4. The system of claim 1 further including end restraint means for preventing movement of said elastomeric panels along said rails.

5. The system of claim 4 wherein the rails are carried on ties and said restraint means are attached to said ties.

6. The system of claim 1 wherein said pins are adhesively affixed to the panels.

7. The system of claim 6 wherein said faces on the panels that are adjacent to one another are adhesively affixed to one another.

8. The system of claim 7 wherein said panels include attachment means for lifting the grade crossing units.

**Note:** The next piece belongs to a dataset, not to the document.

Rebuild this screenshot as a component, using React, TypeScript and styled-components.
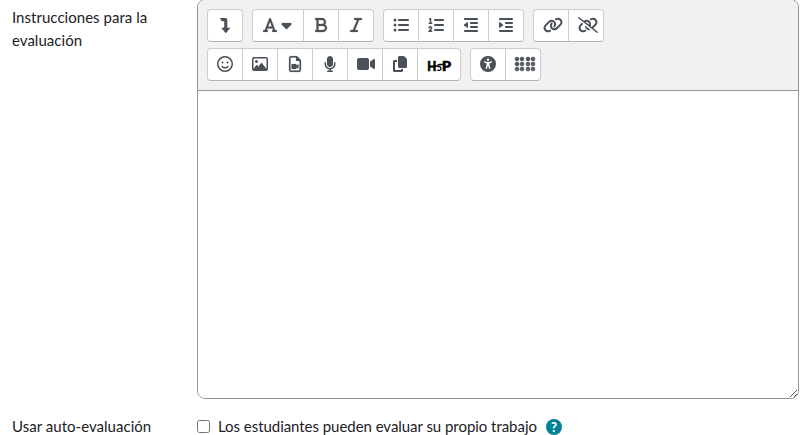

9. The system of claim 8 wherein said attachment means comprises:

(a) a first cavity that opens upwardly from said panel;

(b) a second cavity that lies directly below said first cavity but is separated therefrom;

(c) said first and second cavities being interconnected by a passageway;

(d) a lifting element having an eye located at the upper end thereof that fits within said first cavity and will not pass through said passageway;

(e) a stop located at the lower end of said lifting element that fits within said second cavity and will not pass through said passageway; and

(f) a body which interconnects said eye and said stop and slidably fits in said passageway to permit movement of said attachment means between a retracted position wherein said eye is completely enclosed within said first cavity and an extended position wherein said eye protrudes from said first cavity.

10. The system of claim 9 including a plug which covers said first cavity when said attachment means is in its retracted position.